- _TASK TO COMPLETE_: Write every record out again exactly, and keep images out of it.

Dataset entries
•••••
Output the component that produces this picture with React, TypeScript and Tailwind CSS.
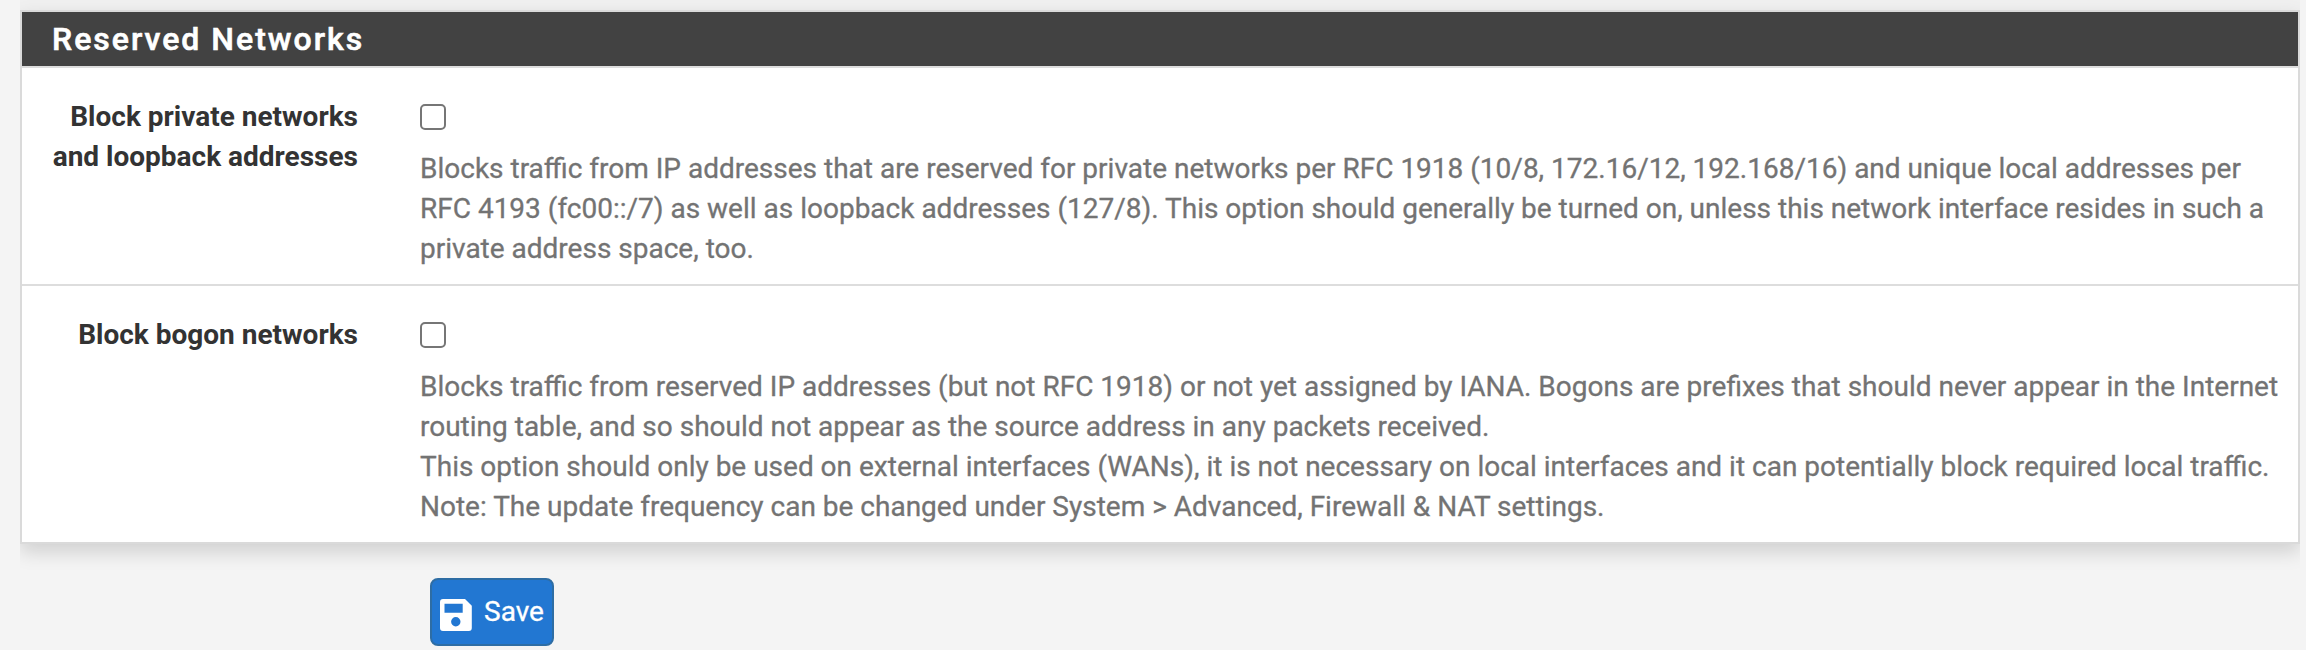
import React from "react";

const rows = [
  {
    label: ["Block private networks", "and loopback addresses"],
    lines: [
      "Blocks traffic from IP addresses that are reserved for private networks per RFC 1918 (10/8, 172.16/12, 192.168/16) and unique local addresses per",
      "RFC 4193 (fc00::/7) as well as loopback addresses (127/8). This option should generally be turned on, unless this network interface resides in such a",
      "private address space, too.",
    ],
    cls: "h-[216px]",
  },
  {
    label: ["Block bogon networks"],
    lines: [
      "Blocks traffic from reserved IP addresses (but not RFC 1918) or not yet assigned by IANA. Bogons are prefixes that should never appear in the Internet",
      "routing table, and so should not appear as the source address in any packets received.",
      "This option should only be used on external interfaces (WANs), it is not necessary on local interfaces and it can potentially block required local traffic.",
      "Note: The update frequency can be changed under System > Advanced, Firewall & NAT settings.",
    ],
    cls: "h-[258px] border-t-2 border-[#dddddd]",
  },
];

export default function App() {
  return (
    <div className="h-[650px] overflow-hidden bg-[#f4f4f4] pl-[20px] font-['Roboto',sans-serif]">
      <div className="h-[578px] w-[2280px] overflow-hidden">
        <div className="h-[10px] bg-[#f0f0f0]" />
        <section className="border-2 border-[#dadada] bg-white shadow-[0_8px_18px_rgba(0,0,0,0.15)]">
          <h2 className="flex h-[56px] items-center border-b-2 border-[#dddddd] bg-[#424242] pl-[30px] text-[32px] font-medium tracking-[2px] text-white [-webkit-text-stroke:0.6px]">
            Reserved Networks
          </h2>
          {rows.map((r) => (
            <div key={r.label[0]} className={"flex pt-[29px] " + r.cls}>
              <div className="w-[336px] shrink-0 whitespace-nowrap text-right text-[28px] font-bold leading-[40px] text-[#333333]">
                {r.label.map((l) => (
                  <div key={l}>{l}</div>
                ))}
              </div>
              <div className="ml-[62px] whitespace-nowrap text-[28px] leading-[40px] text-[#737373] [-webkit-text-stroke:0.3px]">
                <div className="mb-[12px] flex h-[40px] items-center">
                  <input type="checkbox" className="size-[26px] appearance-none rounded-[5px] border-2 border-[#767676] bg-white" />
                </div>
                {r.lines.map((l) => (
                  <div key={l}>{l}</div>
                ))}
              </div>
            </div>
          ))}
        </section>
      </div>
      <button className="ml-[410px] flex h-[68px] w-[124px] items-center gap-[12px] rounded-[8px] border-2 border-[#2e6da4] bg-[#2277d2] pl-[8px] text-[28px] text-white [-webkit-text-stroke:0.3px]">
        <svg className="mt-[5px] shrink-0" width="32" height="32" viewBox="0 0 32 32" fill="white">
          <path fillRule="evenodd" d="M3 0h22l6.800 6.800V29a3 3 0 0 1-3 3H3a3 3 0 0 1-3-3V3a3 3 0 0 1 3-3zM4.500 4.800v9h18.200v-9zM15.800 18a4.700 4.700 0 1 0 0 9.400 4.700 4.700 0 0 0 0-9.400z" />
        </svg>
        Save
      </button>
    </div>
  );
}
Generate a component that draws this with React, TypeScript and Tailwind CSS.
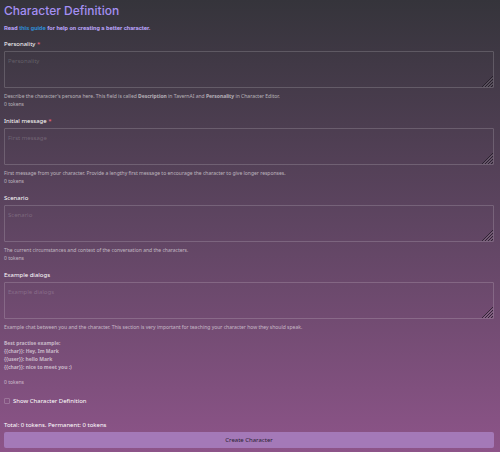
•••••
- _SOLUTION TO THIS PROBLEM_:
Output the component that produces this picture with React, TypeScript and Tailwind CSS.
import React from "react";

const rows = [
  {
    label: ["Block private networks", "and loopback addresses"],
    lines: [
      "Blocks traffic from IP addresses that are reserved for private networks per RFC 1918 (10/8, 172.16/12, 192.168/16) and unique local addresses per",
      "RFC 4193 (fc00::/7) as well as loopback addresses (127/8). This option should generally be turned on, unless this network interface resides in such a",
      "private address space, too.",
    ],
    cls: "h-[216px]",
  },
  {
    label: ["Block bogon networks"],
    lines: [
      "Blocks traffic from reserved IP addresses (but not RFC 1918) or not yet assigned by IANA. Bogons are prefixes that should never appear in the Internet",
      "routing table, and so should not appear as the source address in any packets received.",
      "This option should only be used on external interfaces (WANs), it is not necessary on local interfaces and it can potentially block required local traffic.",
      "Note: The update frequency can be changed under System > Advanced, Firewall & NAT settings.",
    ],
    cls: "h-[258px] border-t-2 border-[#dddddd]",
  },
];

export default function App() {
  return (
    <div className="h-[650px] overflow-hidden bg-[#f4f4f4] pl-[20px] font-['Roboto',sans-serif]">
      <div className="h-[578px] w-[2280px] overflow-hidden">
        <div className="h-[10px] bg-[#f0f0f0]" />
        <section className="border-2 border-[#dadada] bg-white shadow-[0_8px_18px_rgba(0,0,0,0.15)]">
          <h2 className="flex h-[56px] items-center border-b-2 border-[#dddddd] bg-[#424242] pl-[30px] text-[32px] font-medium tracking-[2px] text-white [-webkit-text-stroke:0.6px]">
            Reserved Networks
          </h2>
          {rows.map((r) => (
            <div key={r.label[0]} className={"flex pt-[29px] " + r.cls}>
              <div className="w-[336px] shrink-0 whitespace-nowrap text-right text-[28px] font-bold leading-[40px] text-[#333333]">
                {r.label.map((l) => (
                  <div key={l}>{l}</div>
                ))}
              </div>
              <div className="ml-[62px] whitespace-nowrap text-[28px] leading-[40px] text-[#737373] [-webkit-text-stroke:0.3px]">
                <div className="mb-[12px] flex h-[40px] items-center">
                  <input type="checkbox" className="size-[26px] appearance-none rounded-[5px] border-2 border-[#767676] bg-white" />
                </div>
                {r.lines.map((l) => (
                  <div key={l}>{l}</div>
                ))}
              </div>
            </div>
          ))}
        </section>
      </div>
      <button className="ml-[410px] flex h-[68px] w-[124px] items-center gap-[12px] rounded-[8px] border-2 border-[#2e6da4] bg-[#2277d2] pl-[8px] text-[28px] text-white [-webkit-text-stroke:0.3px]">
        <svg className="mt-[5px] shrink-0" width="32" height="32" viewBox="0 0 32 32" fill="white">
          <path fillRule="evenodd" d="M3 0h22l6.800 6.800V29a3 3 0 0 1-3 3H3a3 3 0 0 1-3-3V3a3 3 0 0 1 3-3zM4.500 4.800v9h18.200v-9zM15.800 18a4.700 4.700 0 1 0 0 9.400 4.700 4.700 0 0 0 0-9.400z" />
        </svg>
        Save
      </button>
    </div>
  );
}
Generate a component that draws this with React, TypeScript and Tailwind CSS.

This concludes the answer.